NLP isn’t great at sentiment, particularly sarcasm or irony. A tweet can contain gigabytes of context instantly apparent to a brain with hundreds of thousands of neurons, and nothing to a computer.
Behavioral data has selection bias from the start.
Media coverage itself drives behavior change, so it’s tricky to measure cause and effect.
Apophenia: We sometimes think we see trends where there are none. Correlation is not causality.
This crowd data is faster. It’s not a replacement for the hard evidence and existing methods. But its speed can change outcomes.
Telescopes and macroscopes each have their own issues. 96% of the universe is dark energy or dark matter, which doesn’t reflect light. Likewise, most of our data is behind corporate firewalls or is otherwise unshareable. So much of the information about people is not available to the people charged with representing them and ensuring they are healthy. Can we find a way to share data that doesn’t compromise business or privacy?
The future of the human race
This isn’t just about corporate social responsibility. If we could get the private sector to engage in sharing some of this data in a way that doesn’t produce business risk… Many business recognize that this volatile world is a terrible climate for business. We need a global real-time public/private data commons. Which models, tools, and technologies would allow a data commons to work for everyone?
“We think a data commons is the only way we are going to survive as a species for the next 100 years.”
Getting there will require safe space for experimentation. Many attempts will not work, but need to be tried.
Pulse Lab Jakarta is a shared facility with data scientists, research fellows, and private companies with tools and data to share. They’re actively recruiting partners to experiment in the most social-media-rich area of the world.
Additional labs will follow. Kampala, in east Africa, is less of a social media hub, but offers extraordinary opportunities for financial data. Makassar, in South Sulawesi, and Medan, in North Sumatera, are also regions of focus.
Issues of interest include food prices, urban poverty, and financial behavior.
The UN is a platform, which requires partners. They partner with governments to establish Pulse Labs, conduct research, and make it available to the world.
Their approach uses different data sources for various purposes. Twitter’s great for food prices, and useless for fears about job security. They correlate this information with official data sources, and visualize trends and map the results.
- ForSight gets a shoutout for monitoring conversations based on keywords. The global soybean shortage leads to a big spike in conversations about tofu and tempeh.

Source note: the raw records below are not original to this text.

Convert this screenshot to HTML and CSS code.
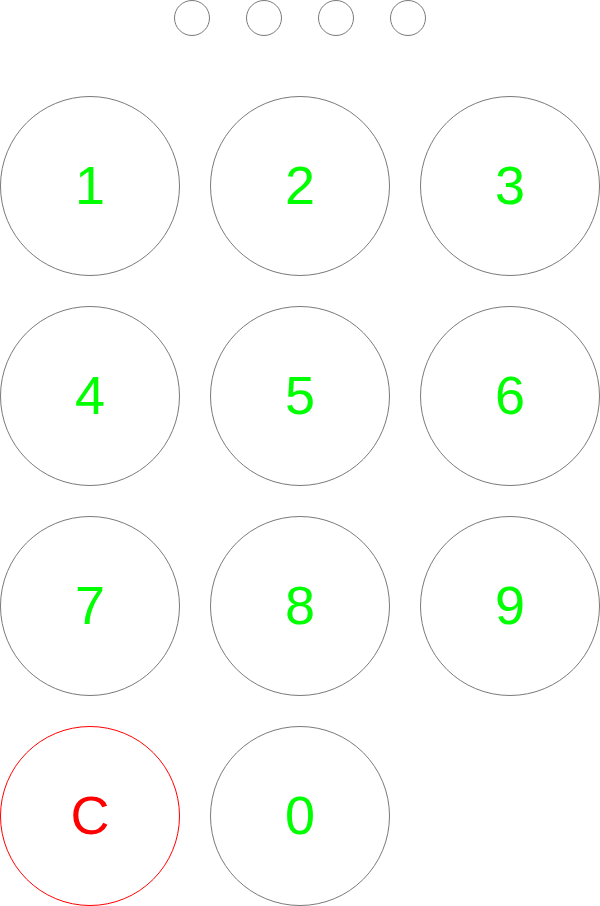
FILE: index.html
```html
<!DOCTYPE html>
<html>
<head>
<meta charset="utf-8">
<link rel="stylesheet" href="styles.css">
</head>
<body>
<div class="pad">
  <div class="dots">
    <span class="dot"></span><span class="dot"></span><span class="dot"></span><span class="dot"></span>
  </div>
  <div class="keys">
    <button class="key">1</button>
    <button class="key">2</button>
    <button class="key">3</button>
    <button class="key">4</button>
    <button class="key">5</button>
    <button class="key">6</button>
    <button class="key">7</button>
    <button class="key">8</button>
    <button class="key">9</button>
    <button class="key clear">C</button>
    <button class="key">0</button>
  </div>
</div>
</body>
</html>
```
FILE: styles.css
```css
html, body {
  margin: 0;
  padding: 0;
  background: #fff;
}
.pad {
  width: 600px;
  display: flex;
  flex-direction: column;
  gap: 60px;
  font-family: "Liberation Sans", Arial, sans-serif;
}
.dots {
  display: flex;
  justify-content: center;
  gap: 36px;
  height: 36px;
}
.dot {
  box-sizing: border-box;
  width: 36px;
  height: 36px;
  border: 1.5px solid #7a7a7a;
  border-radius: 50%;
}
.keys {
  display: grid;
  grid-template-columns: repeat(3, 180px);
  grid-auto-rows: 180px;
  column-gap: 30px;
  row-gap: 30px;
}
.key {
  box-sizing: border-box;
  width: 180px;
  height: 180px;
  margin: 0;
  padding: 0 0 2px 0;
  border: 1px solid #7a7a7a;
  border-radius: 50%;
  background: #fff;
  color: #00ff00;
  font-family: "Liberation Sans", Arial, sans-serif;
  font-size: 54px;
  line-height: 1;
  display: flex;
  align-items: center;
  justify-content: center;
}
.key.clear {
  border-color: #ff0000;
  color: #ff0000;
}
```
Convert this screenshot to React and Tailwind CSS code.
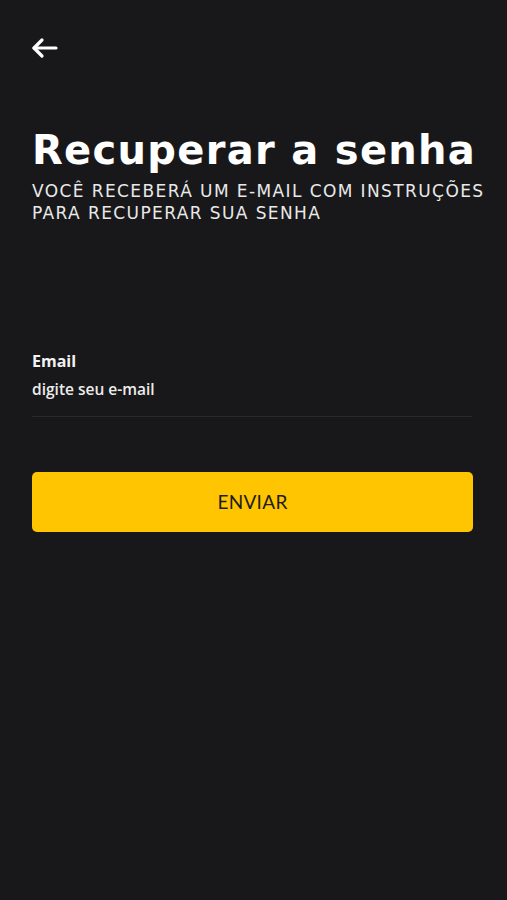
import React, { useState } from "react";

const App = () => {
  const [email, setEmail] = useState("");

  return (
    <div className="min-h-[900px] w-full bg-[#18181a] text-white px-8" style={{ fontFamily: "Lato, 'Open Sans', sans-serif" }}>
      <div className="pt-[36px]">
        <button className="block -ml-[3px] text-white">
          <svg width="32" height="24" viewBox="0 0 32 24" fill="none" stroke="currentColor" strokeWidth="3.2" strokeLinecap="round" strokeLinejoin="round">
            <path d="M27 12H5" />
            <path d="M13 4l-8 8 8 8" />
          </svg>
        </button>
      </div>

      <h1 className="mt-[66px] text-[40px] leading-[48px] font-bold tracking-[1.3px] whitespace-nowrap text-white" style={{ fontFamily: "'DejaVu Sans', sans-serif" }}>
        Recuperar a senha
      </h1>
      <p className="mt-[6px] text-[17px] leading-[22px] tracking-[1.4px] uppercase whitespace-nowrap text-[#e9e9e9]" style={{ fontFamily: "'DejaVu Sans', sans-serif" }}>
        Você receberá um e-mail com instruções
        <br />
        para recuperar sua senha
      </p>

      <div className="mt-[127px] pr-[3px]" style={{ fontFamily: "'Open Sans', sans-serif" }}>
        <label className="block text-[16px] font-bold text-[#f2f2f2] leading-[20px]">Email</label>
        <input
          value={email}
          onChange={(e) => setEmail(e.target.value)}
          placeholder="digite seu e-mail"
          className="mt-[8px] w-full bg-transparent text-[15.5px] font-semibold leading-[20px] text-white placeholder:text-[#ececec] outline-none pb-[17px] border-b border-[#2a2a2d]"
        />
      </div>

      <button className="mt-[55px] w-[441px] h-[60px] rounded-[5px] bg-[#ffc500] text-[#1d1d1d] text-[19px] tracking-[0.3px]">
        ENVIAR
      </button>
    </div>
  );
};

export default App;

- Global Pulse also uses SAS’s Social Media Analytics and Text Miner tools
- They’re using linear regression analysis of social media conversations to determine if they can predict inflation of certain types of food. When prices go up, people tweet about that food. Except eggs. Indonesians tweet more about eggs as the price drops (“Mmm…omelet”).
Does this finding apply elsewhere? We’re going to need to map what these findings mean, and where they apply.
Our social media signals are getting stronger. People talk about basic needs using social media more than they used to. And the temporal correlation is growing stronger, too. Greater distribution of the human sensor network improves our results.
Our weather tools are pretty sophisticated because they pull from a large number of weather stations AND algorithmic detectors. Could we do the same for the monitoring of human networks?
This community is at an inflection point. The data’s everywhere, the tools are taking off, and the future’s exciting.